From description to design: Automated engineering of complex systems with desirable emergent properties

Abstract

The study of complex systems has produced a huge library of different descriptive statistics that scientists can use to describe the various emergent patterns that characterize complex systems. The problem of engineering systems to display those patterns from first principles is a much harder one, however, as a hallmark of complexity is that macro-scale emergent properties are often difficult to predict from micro-scale features. Here, we propose a general optimization-based pipeline to automate the difficult problem of engineering emergent features by re-purposing descriptive statistics as loss functions, and letting a gradient descent optimizer do the hard work of designing the relevant micro-scale features and interactions. Using Kuramoto systems of coupled oscillators as a test bed, we show that our approach can reliably produce systems with non-trivial global properties, including higher-order synergistic information, multi-attractor metastability, and meso-scale structures such as modules and integrated information. We further show that this pipeline can also account for and accommodate constraints on the system properties, such as the costs of connections, or topological restrictions.
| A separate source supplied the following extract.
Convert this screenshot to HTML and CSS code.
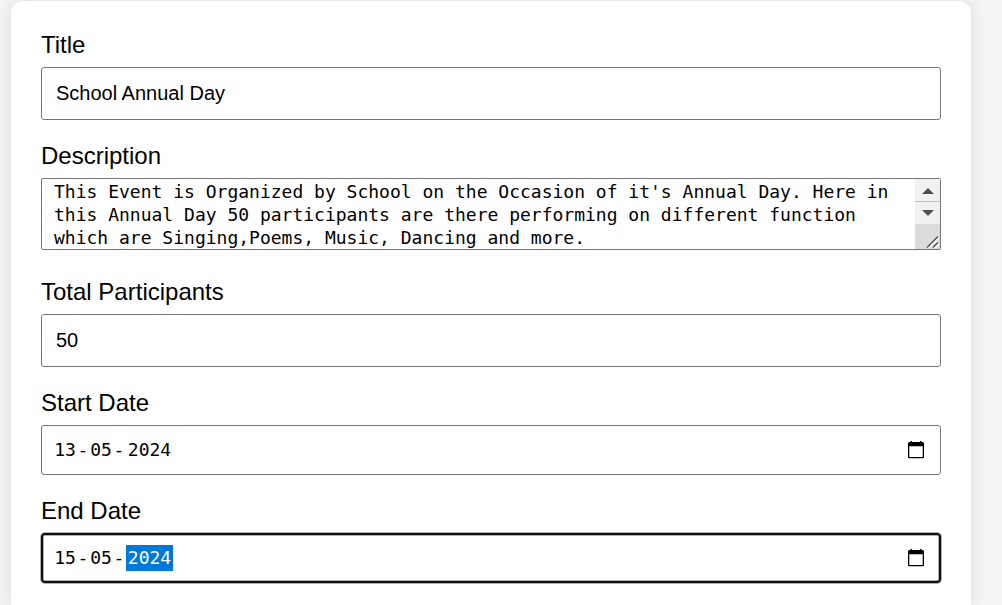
FILE: index.html
```html
<!DOCTYPE html>
<html lang="en">
<head>
  <meta charset="utf-8">
  <meta name="viewport" content="width=device-width, initial-scale=1">
  <title>Event</title>
  <link rel="stylesheet" href="styles.css">
</head>
<body>
  <form class="card">
    <div class="field">
      <label for="title">Title</label>
      <input class="control" id="title" type="text" value="School Annual Day">
    </div>

    <div class="field field-description">
      <label for="description">Description</label>
      <div class="area">
        <textarea class="area-text" id="description" wrap="off">This Event is Organized by School on the Occasion of it's Annual Day. Here in
this Annual Day 50 participants are there performing on different function
which are Singing,Poems, Music, Dancing and more.</textarea>
        <div class="scrollbar">
          <button class="scroll-button" type="button" aria-label="Scroll up">
            <svg width="12" height="6" viewBox="0 0 12 6"><path d="M0 6L6 0L12 6Z" fill="#505050"/></svg>
          </button>
          <button class="scroll-button scroll-down" type="button" aria-label="Scroll down">
            <svg width="12" height="6" viewBox="0 0 12 6"><path d="M0 0H12L6 6Z" fill="#505050"/></svg>
          </button>
          <div class="grip">
            <svg width="14" height="14" viewBox="0 0 14 14" fill="none" stroke-width="1.4">
              <path d="M2.500 13L13 2.500M8.500 13L13 8.500" stroke="#fff"/>
              <path d="M1 12.500L12 1.500M7 12.500L12 7.500" stroke="#505050"/>
            </svg>
          </div>
        </div>
      </div>
    </div>

    <div class="field">
      <label for="participants">Total Participants</label>
      <input class="control" id="participants" type="text" inputmode="numeric" value="50">
    </div>

    <div class="field">
      <label for="start-day">Start Date</label>
      <div class="date" role="group" aria-label="Start Date">
        <input class="part" id="start-day" type="text" aria-label="Day" value="13"><span class="dash">-</span><input class="part" type="text" aria-label="Month" value="05"><span class="dash">-</span><input class="part part-year" type="text" aria-label="Year" value="2024">
        <button class="picker" type="button" aria-label="Open start date calendar">
          <svg width="18" height="18" viewBox="0 0 18 18"><path d="M2.500 1H3.500V0H5V1H13V0H14.500V1H15.500Q17 1 17 2.500V16Q17 17.300 15.700 17.300H2.300Q1 17.300 1 16V2.500Q1 1 2.500 1ZM2.300 5.200V16H15.700V5.200Z" fill-rule="evenodd"/></svg>
        </button>
      </div>
    </div>

    <div class="field">
      <label for="end-day">End Date</label>
      <div class="date date-active" role="group" aria-label="End Date">
        <input class="part" id="end-day" type="text" aria-label="Day" value="15"><span class="dash">-</span><input class="part" type="text" aria-label="Month" value="05"><span class="dash">-</span><input class="part part-year part-selected" type="text" aria-label="Year" value="2024">
        <button class="picker" type="button" aria-label="Open end date calendar">
          <svg width="18" height="18" viewBox="0 0 18 18"><path d="M2.500 1H3.500V0H5V1H13V0H14.500V1H15.500Q17 1 17 2.500V16Q17 17.300 15.700 17.300H2.300Q1 17.300 1 16V2.500Q1 1 2.500 1ZM2.300 5.200V16H15.700V5.200Z" fill-rule="evenodd"/></svg>
        </button>
      </div>
    </div>
  </form>
</body>
</html>
```
FILE: styles.css
```css
* {
  box-sizing: border-box;
}

body {
  margin: 0;
  padding: 1px 31px 0 11px;
  background: #f4f4f4;
  color: #000;
  font-family: "Liberation Sans", Arial, sans-serif;
}

.card {
  display: flex;
  flex-direction: column;
  gap: 22px;
  min-height: calc(100vh - 1px);
  padding: 30px 30px 22px;
  background: #fff;
  border-radius: 12px 12px 0 0;
  box-shadow: 0 0 16px rgba(0, 0, 0, 0.1);
}

.field {
  display: flex;
  flex-direction: column;
  gap: 8px;
}

.field-description {
  margin-bottom: 6px;
}

label {
  font-size: 24px;
  line-height: 28px;
}

.control {
  width: 100%;
  padding: 14px;
  border: 1px solid #767676;
  border-radius: 3px;
  background: #fff;
  color: #000;
  font-family: inherit;
  font-size: 20px;
  line-height: 23px;
}

.area {
  display: flex;
  border: 1px solid #767676;
  border-radius: 2px;
}

.area-text {
  flex: 1;
  min-width: 0;
  height: 70px;
  padding: 1px 0 0 12px;
  border: 0;
  outline: 0;
  background: transparent;
  color: #000;
  font-family: "DejaVu Sans Mono", monospace;
  font-size: 18px;
  line-height: 23px;
  resize: none;
  overflow: hidden;
}

.scrollbar {
  display: flex;
  flex-direction: column;
  width: 25px;
  background: #dcdcdc;
}

.scroll-button {
  display: flex;
  align-items: center;
  justify-content: center;
  height: 22px;
  padding: 2px 0 0;
  border: 0;
  background: #f1f1f1;
}

.scroll-down {
  height: 23px;
  padding: 0;
  border-top: 1px solid #c1c1c1;
}

.grip {
  display: flex;
  flex: 1;
  align-items: flex-end;
  justify-content: flex-end;
}

.date {
  display: flex;
  align-items: center;
  height: 50px;
  padding: 0 15px 0 12px;
  border: 1px solid #767676;
  border-radius: 3px;
}

.date-active {
  padding: 0 14px 0 11px;
  border: 2px solid #101010;
  border-radius: 4px;
  box-shadow: inset 0 0 0 1px #b0b0b0, 0 0 0 1px #b0b0b0;
}

.part,
.dash {
  font-family: "DejaVu Sans Mono", monospace;
  font-size: 18px;
  line-height: 26px;
  text-align: center;
}

.part {
  width: 22px;
  height: 26px;
  padding: 0;
  border: 0;
  outline: 0;
  background: transparent;
  color: #000;
}

.dash {
  width: 14px;
}

.part-year {
  width: 47px;
}

.part-selected {
  background: #0078d7;
  color: #fff;
}

.picker {
  display: flex;
  margin-left: auto;
  padding: 0;
  border: 0;
  background: transparent;
}
```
This work is a step forward on the path moving complex systems science from a field predicated largely on description and post-hoc storytelling towards one capable of engineering real-world systems with desirable emergent meso-scale and macro-scale properties.

Figures (7)

• Figure 1: The standard approach in systems science: the system and the observer are assumed to be independent. An observer collects data from a system, which is then analyzed using techniques from network science, statistics, machine learning, or any other field of science. These analyses result in a description (or alternately, a model) of the system, from which insights into the nature of the original system can be derived. Crucially, the flow from system to description is strictly one-way: the acts of observation and description have no impact on the thing been observed or described.
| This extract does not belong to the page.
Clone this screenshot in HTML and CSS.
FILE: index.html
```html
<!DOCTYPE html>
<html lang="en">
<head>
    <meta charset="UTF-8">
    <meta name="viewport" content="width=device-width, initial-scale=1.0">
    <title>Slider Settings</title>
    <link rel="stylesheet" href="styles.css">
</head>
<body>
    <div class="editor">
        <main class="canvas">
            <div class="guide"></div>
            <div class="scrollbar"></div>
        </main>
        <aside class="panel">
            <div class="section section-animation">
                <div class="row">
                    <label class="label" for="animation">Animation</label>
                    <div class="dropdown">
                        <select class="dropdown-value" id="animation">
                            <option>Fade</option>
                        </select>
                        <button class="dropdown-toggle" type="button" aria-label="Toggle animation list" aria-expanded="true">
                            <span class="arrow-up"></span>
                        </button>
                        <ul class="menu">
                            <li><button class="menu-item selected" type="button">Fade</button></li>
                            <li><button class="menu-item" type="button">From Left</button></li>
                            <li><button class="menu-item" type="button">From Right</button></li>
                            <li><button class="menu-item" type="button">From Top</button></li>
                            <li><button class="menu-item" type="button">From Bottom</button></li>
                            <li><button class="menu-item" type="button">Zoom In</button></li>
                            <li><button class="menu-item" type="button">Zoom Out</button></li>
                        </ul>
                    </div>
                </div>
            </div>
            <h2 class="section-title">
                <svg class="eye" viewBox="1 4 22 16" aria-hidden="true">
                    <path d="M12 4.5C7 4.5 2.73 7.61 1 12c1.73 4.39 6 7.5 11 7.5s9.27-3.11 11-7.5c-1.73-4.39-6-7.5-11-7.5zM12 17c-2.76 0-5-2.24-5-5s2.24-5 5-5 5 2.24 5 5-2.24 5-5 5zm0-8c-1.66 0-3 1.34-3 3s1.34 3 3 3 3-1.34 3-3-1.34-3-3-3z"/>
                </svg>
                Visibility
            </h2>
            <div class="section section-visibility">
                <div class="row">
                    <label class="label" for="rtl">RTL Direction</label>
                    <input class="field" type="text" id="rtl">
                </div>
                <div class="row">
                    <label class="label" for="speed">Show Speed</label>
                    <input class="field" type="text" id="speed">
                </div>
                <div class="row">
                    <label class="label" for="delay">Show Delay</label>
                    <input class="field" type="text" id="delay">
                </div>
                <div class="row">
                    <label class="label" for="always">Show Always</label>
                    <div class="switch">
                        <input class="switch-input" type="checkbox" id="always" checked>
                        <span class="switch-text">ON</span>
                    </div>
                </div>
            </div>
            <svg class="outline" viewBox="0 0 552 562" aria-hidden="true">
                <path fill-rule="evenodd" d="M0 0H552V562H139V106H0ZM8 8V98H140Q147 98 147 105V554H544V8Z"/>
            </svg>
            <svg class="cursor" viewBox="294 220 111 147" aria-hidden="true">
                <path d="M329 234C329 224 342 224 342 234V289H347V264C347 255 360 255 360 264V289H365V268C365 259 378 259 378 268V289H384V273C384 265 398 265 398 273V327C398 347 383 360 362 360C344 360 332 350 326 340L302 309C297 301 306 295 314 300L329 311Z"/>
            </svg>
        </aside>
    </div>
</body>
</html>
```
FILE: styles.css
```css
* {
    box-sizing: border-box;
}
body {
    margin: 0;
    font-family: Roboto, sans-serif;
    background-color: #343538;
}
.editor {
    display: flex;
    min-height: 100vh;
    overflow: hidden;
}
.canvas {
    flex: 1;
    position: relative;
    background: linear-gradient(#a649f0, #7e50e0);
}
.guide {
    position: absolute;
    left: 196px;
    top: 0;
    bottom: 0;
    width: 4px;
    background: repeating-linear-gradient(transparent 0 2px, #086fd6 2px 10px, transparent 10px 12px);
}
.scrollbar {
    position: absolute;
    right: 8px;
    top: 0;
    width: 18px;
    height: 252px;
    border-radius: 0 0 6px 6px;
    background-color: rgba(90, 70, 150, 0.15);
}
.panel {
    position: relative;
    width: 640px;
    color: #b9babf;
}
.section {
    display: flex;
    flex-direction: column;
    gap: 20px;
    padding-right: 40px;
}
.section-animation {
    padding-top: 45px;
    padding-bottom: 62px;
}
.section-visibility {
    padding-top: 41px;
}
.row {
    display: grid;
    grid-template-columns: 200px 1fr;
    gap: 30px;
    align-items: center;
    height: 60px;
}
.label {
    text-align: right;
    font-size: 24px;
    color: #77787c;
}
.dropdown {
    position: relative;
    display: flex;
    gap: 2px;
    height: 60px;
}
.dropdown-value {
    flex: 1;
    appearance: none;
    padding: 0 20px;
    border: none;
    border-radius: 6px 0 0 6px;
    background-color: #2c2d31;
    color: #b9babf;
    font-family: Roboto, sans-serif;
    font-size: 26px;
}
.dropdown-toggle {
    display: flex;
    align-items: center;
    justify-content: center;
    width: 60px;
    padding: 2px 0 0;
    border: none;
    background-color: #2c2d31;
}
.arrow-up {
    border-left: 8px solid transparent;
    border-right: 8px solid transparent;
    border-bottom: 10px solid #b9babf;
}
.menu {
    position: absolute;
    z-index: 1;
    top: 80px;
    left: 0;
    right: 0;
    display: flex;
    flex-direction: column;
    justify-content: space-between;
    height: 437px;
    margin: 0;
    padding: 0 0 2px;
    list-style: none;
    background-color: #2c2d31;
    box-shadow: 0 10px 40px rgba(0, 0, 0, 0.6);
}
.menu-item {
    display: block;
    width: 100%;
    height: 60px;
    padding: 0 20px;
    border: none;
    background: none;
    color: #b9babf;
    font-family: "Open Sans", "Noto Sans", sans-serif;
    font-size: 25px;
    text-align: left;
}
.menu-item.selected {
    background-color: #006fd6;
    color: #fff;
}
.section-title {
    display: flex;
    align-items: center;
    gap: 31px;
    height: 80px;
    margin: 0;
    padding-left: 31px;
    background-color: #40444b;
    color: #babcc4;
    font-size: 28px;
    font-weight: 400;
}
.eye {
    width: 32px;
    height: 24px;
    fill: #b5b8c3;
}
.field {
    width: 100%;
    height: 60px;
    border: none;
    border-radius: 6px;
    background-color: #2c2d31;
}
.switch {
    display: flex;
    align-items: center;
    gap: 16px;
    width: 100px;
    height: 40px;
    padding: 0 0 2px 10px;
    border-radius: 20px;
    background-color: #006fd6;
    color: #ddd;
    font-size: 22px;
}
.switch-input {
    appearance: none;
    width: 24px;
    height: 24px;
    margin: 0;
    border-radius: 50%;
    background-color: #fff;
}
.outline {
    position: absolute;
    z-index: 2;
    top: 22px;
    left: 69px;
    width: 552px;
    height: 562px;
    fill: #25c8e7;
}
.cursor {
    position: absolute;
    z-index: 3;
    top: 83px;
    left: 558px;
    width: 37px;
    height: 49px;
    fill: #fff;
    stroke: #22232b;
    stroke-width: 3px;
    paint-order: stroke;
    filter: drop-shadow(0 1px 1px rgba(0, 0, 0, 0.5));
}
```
• Figure 2: The design approach
• Figure 3: Batched optimization of Kuramoto models. A batch of Kuramoto models are spawned, parametrized by a common connectivity matrix $\mathbf{A}$ and intrinsic frequencies $\mathbf{\omega}$, and initialized with random phases on each oscillator. The models are allowed to run, and phase time series are collected, and analyzed for global features (e.g. metastability, dual total correlation, etc). Those features are averaged, and the loss backpropagated to the initial parameters the defined the systems.
• Figure 4: Optimizing global features. A: The optimization curve for 100 Kuramoto models building high global dual total correlation. B: The optimization curve for 100 Kuramoto models building high negative O-information (indicating global synergy-dominance). C: The optimization curve for 100 models building high metastability (variance of the Kuramoto order parameter). D: The percentage change from initial dual total correlation before and after perturbation. E: The percentage change from initial negative O-information before and after perturbation. Note that, while perturbation does decrease the O-information, the post-perturbation system remains significantly more synergy-dominated than the initial conditions. C: The percentage change from initial metastability before and after perturbation. The metastability measure as the most fragile, although the post-perturbation values were still, on average, double the initial values.
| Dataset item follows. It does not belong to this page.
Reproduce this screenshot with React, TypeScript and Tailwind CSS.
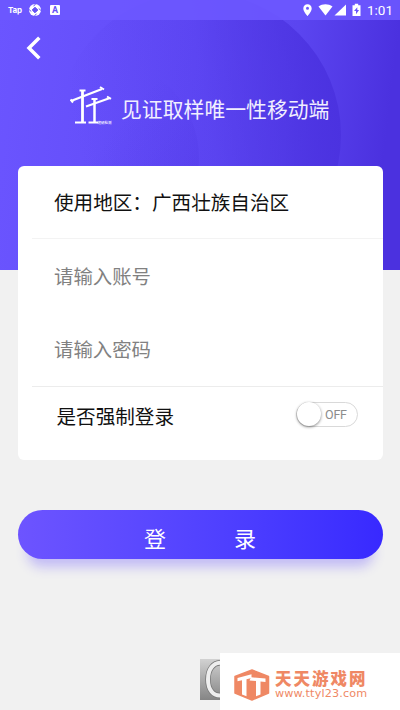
import React from 'react';

const cjk = "font-['Noto_Sans_CJK_SC',sans-serif]";

function StatusBar() {
  return (
    <div className="flex h-5 items-center bg-[#6d58ff]/90 pl-[8px] pr-[8px] text-white">
      <span className="w-[14px] text-[8px] font-bold leading-none tracking-[-0.2px] font-['Inter',sans-serif]">Tap</span>
      <svg className="ml-[7px] h-3 w-3" viewBox="0 0 12 12">
        <circle cx="6" cy="6" r="6" fill="white" />
        <path d="M6 3.200 8.800 6 6 8.800 3.200 6Z" fill="#6552f5" stroke="#6552f5" strokeWidth="1" />
        <path d="M6.500 0 4.500 2.300M12 6.500 9.700 4.500M5.500 12 7.500 9.700M0 5.500 2.300 7.500" stroke="#6552f5" strokeWidth="1" />
      </svg>
      <span className="ml-[9px] flex h-[10px] w-[10px] shrink-0 items-center justify-center rounded-[1px] bg-white text-[9px] font-bold leading-none text-[#6552f5] font-['Roboto',sans-serif]">A</span>
      <svg className="ml-auto h-[14px] w-[60px]" viewBox="0 0 60 14" fill="white">
        <path fillRule="evenodd" d="M5.500 1.200C3 1.200 1.300 3 1.300 5.400c0 3 4.200 7.600 4.200 7.600s4.200-4.600 4.200-7.600C9.700 3 8 1.200 5.500 1.200ZM5.500 3.800a1.500 1.500 0 1 1 0 3 1.500 1.500 0 0 1 0-3Z" />
        <path d="M16.500 3.600c4-3.200 9.800-3.200 14 0L23.500 12.500Z" />
        <path d="M44 1.500V12.500H32.500Z" />
        <path fillRule="evenodd" d="M52.800 0.700h3.400v1.500h2.300v10.700h-8V2.200h2.300ZM55.300 4.200 52 8.100h2v3.100L57.100 7H55.300Z" />
      </svg>
      <span className="ml-[5px] w-[25px] whitespace-nowrap text-[13.500px] leading-5 font-['Roboto',sans-serif]">1:01</span>
    </div>
  );
}

function HeaderBackdrop() {
  return (
    <svg className="absolute inset-0 h-[270px] w-full" viewBox="0 0 400 270" preserveAspectRatio="none">
      <defs>
        <linearGradient id="base" x1="0" y1="0" x2="1" y2="0.080">
          <stop offset="0" stopColor="#6b55ff" />
          <stop offset="0.500" stopColor="#614bf7" />
          <stop offset="0.750" stopColor="#5b45f0" />
          <stop offset="1" stopColor="#4b31df" />
        </linearGradient>
        <linearGradient id="large" gradientUnits="userSpaceOnUse" x1="75" y1="140" x2="341" y2="95">
          <stop offset="0" stopColor="#4a31df" stopOpacity="0" />
          <stop offset="0.500" stopColor="#4a31df" stopOpacity=".22" />
          <stop offset="1" stopColor="#4a31df" stopOpacity=".9" />
        </linearGradient>
        <linearGradient id="small" gradientUnits="userSpaceOnUse" x1="130" y1="110" x2="199" y2="165">
          <stop offset="0" stopColor="#4a31df" stopOpacity="0" />
          <stop offset="1" stopColor="#4a31df" stopOpacity=".2" />
        </linearGradient>
      </defs>
      <path d="M0 0H400V270H0Z" fill="url(#base)" />
      <circle cx="198" cy="135" r="143" fill="url(#large)" />
      <circle cx="99" cy="158" r="100" fill="url(#small)" />
    </svg>
  );
}

function BrandMark() {
  return (
    <div className="relative h-[40px] w-[43px]">
      <svg className="h-full w-full" viewBox="0 0 43 40" fill="none" stroke="white">
        <path d="M1 15 32 3" strokeWidth="2.400" />
        <path d="M16 20.500 40 12" strokeWidth="2" />
        <path d="M12.500 5V36" strokeWidth="2.800" />
        <path d="M24.500 13.500V36" strokeWidth="2.500" />
        <path d="M9.500 4.500h6M5 36.500h11M18.500 36.500h9.500M21.500 13h6" strokeWidth="1.800" />
        <path d="M30 1 34 3.500M0.500 13.500 3 16.500M37 10.500 41 12.800" strokeWidth="2" />
      </svg>
      <span className={`absolute bottom-[2px] left-[28px] whitespace-nowrap text-[3.500px] font-medium leading-none text-white ${cjk}`}>建研检测</span>
    </div>
  );
}

function ForceLoginSwitch() {
  return (
    <button type="button" aria-label="是否强制登录" className="mr-[24.500px] flex h-[25px] w-[62px] items-center rounded-full border-[1.500px] border-[#d9d9d9] bg-white">
      <span className="h-6 w-6 shrink-0 rounded-full bg-white shadow-[0_1px_3px_rgba(0,0,0,0.480)]" />
      <span className="ml-[4px] mt-[2px] text-[12.500px] leading-none tracking-[-0.200px] text-[#8c8c8c] font-['Roboto',sans-serif]">OFF</span>
    </button>
  );
}

function LoginCard() {
  return (
    <form className="relative ml-[17.500px] mt-[31px] h-[294px] w-[365px] rounded-[6px] bg-white text-[19.600px] text-[#111]">
      <div className="ml-[14.500px] flex h-[73px] items-center border-b border-[#f3f3f3] pl-[22px]">
        <span className="whitespace-nowrap">使用地区：广西壮族自治区</span>
      </div>
      <div className="flex h-[73px] items-center pl-[36.500px]">
        <input type="text" placeholder="请输入账号" className="w-full bg-transparent text-[19.400px] outline-none placeholder:text-[#818181]" />
      </div>
      <div className="ml-[14.500px] flex h-[75px] items-center border-b border-[#ececec] pl-[22px]">
        <input type="password" placeholder="请输入密码" className="w-full bg-transparent text-[19.400px] outline-none placeholder:text-[#818181]" />
      </div>
      <div className="flex h-[54px] items-center justify-between pl-[39px]">
        <span className="mt-[3px]">是否强制登录</span>
        <ForceLoginSwitch />
      </div>
    </form>
  );
}

function Watermark() {
  return (
    <div className="absolute bottom-0 right-0 flex h-[57px] w-[200px] items-start">
      <div className="mt-[6px] h-[41px] w-5 overflow-hidden bg-linear-to-b from-[#d2d2d2] to-[#858585]">
        <svg className="h-full w-full" viewBox="0 0 20 41">
          <path d="M24 4C12 2 8 12 8 20.500S12 39 24 36" fill="none" stroke="#777" strokeWidth="5.500" />
          <path d="M24 4C12 2 8 12 8 20.500S12 39 24 36" fill="none" stroke="#eeeeee" strokeWidth="4" />
        </svg>
      </div>
      <div className="flex h-full w-[180px] bg-white pl-[13.500px]">
        <svg className="mt-[16px] h-[32px] w-[36px]" viewBox="0 0 36 32">
          <path d="M18 1 34.500 7.500V24L18 31 1 24V7.500Z" fill="#ef8864" stroke="#ef8864" strokeWidth="1.500" strokeLinejoin="round" />
          <path d="M3.500 9 17.500 5.300V9L12.500 10.200V27.300L8 25.600V11.200L3.500 12.300Z" fill="white" />
          <path d="M15.500 11.500 17 8.300 31.500 9.500V13L26.500 12.500V25.500L22 27.300V12Z" fill="white" />
        </svg>
        <div className="ml-[5.500px] mt-[14px] flex flex-col text-[#ef8864]">
          <div className={`h-[20px] whitespace-nowrap text-[16.500px] font-black leading-[22px] tracking-[2px] ${cjk}`}>天天游戏网</div>
          <div className="whitespace-nowrap text-[11.200px] leading-[13px] tracking-[0.150px] font-['DejaVu_Sans',sans-serif]">www.ttyl23.com</div>
        </div>
      </div>
    </div>
  );
}

export default function App() {
  return (
    <main className="relative h-[710px] w-[400px] overflow-hidden bg-[#f1f1f1] font-['Noto_Sans_CJK_SC',sans-serif]">
      <HeaderBackdrop />
      <div className="relative">
        <StatusBar />
        <button type="button" aria-label="返回" className="ml-[25px] mt-[16px] block h-6 w-4">
          <svg className="h-full w-full" viewBox="0 0 16 24">
            <path d="M14.300 1.800 4 12 14.300 22.200" fill="none" stroke="white" strokeWidth="3.500" />
          </svg>
        </button>
        <header className="mt-[26px] flex h-[49px] items-start pl-[69.500px]">
          <BrandMark />
          <h1 className="ml-[8.500px] mt-[7px] whitespace-nowrap text-[20.850px] leading-[30px] text-[#f1efff]">见证取样唯一性移动端</h1>
        </header>
        <LoginCard />
        <button type="button" className="ml-[17.500px] mt-[49.500px] flex h-[49.500px] w-[365px] items-center justify-center gap-[68px] rounded-full bg-linear-to-r from-[#6d54ff] to-[#3829ff] pt-[6px] text-[22px] text-white shadow-[0_17px_12px_-9px_rgba(97,76,255,0.320)]">
          <span>登</span>
          <span>录</span>
        </button>
      </div>
      <Watermark />
    </main>
  );
}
• Figure 5: Optimized coupling matrices. A: The initial coupling strengths were randomly sampled from an exponential distribution with scale of 0.01, to produce noisy, but weak, coupling. B: The coupling matrix of the best-performing system optimized for dual total correlation. Note the increase in sparseness, with a smaller number of much larger edge driving the oscillator-to-oscillator coupling. C: The coupling matrix for the best-performing negative O-information. D: The best performing coupling matrix for the systems optimized for metastability. In all systems, there is clearly an emergence of "structure", but not one that is obviously informative or could be easily designed from first-principles by a human engineer.